Two of her students approach us and one of them asks me if I have a girlfriend. I tell her I don’t. The two girls giggle. A third girl is hiding behind the others. They push her towards me. The HRT is laughing too now, and put her arms around the girl being pushed and says, “How about Miyuki?” with a smile and giggle. I smile and tell them all that I don’t need a girlfriend.
Lunch time recess consists of more soccer but thankfully no more snake slaughter. I have a blast playing soccer because I haven’t played since arriving in Japan 6 weeks ago, and it’s nice to kick a ball around again. Whenever the ball goes behind the goal, a nearby student punts it back towards the field where all the players are waiting. I take this opportunity to impress them. I ask them to let me punt the ball once, and when I do, I make sure to kick it really high and far. They are all amazed at my kicking ability and beg me to continue punting for the remainder of recess.
Finally this day comes to a close. Exhausted, I take a moment to collect my thoughts.

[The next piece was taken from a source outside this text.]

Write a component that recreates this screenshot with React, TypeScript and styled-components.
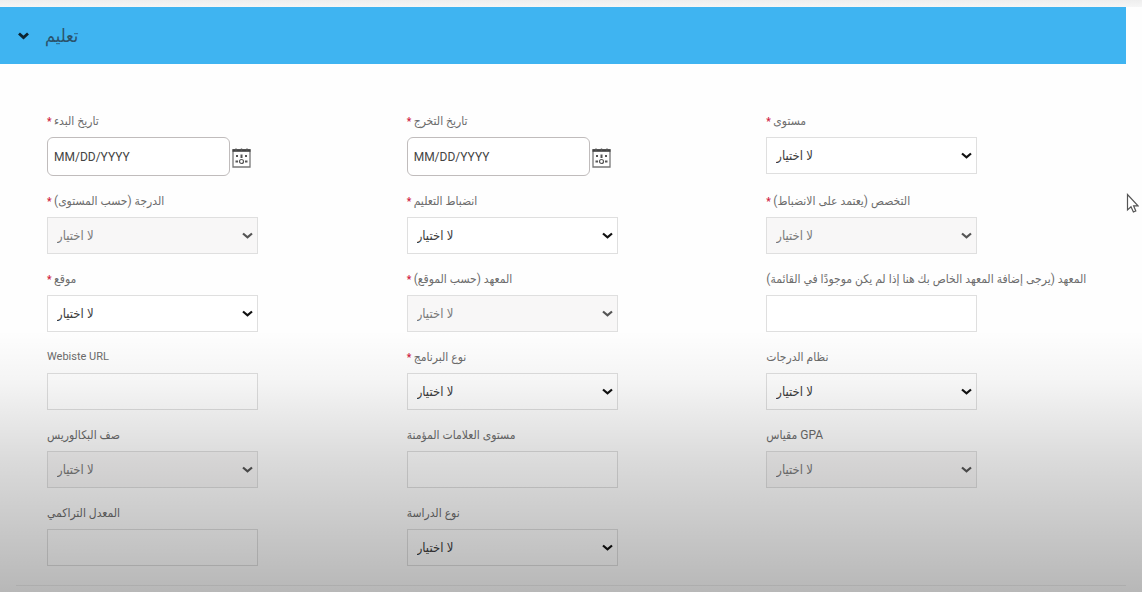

I’ve been standing up for the majority of the day in front of classes and while playing soccer for two recesses. The kids and I have been showing each other all kinds of soccer tricks to impress each other. I’ve been stunned by the kids’ brutal response to snakes which dare to creep around on the school grounds. I’ve been amused by their endless curiosity. I’ve been pleasantly surprised by the English level of some of my students, but shocked at some others’ brazenness. I’ve been followed, interviewed, touched, pointed at, and oh yeah… kancho-ed a grand total of 3 times (3 times too many). It’s been a long day!
My teaching assistant’s schedule has me visiting 6 other elementary schools and 2 kindergartens each week, with this particular school slotted as my Wednesday school.
As I trudge wearily homeward, a sobering fact dawns on me. There are still thirty-one Wednesdays left this year!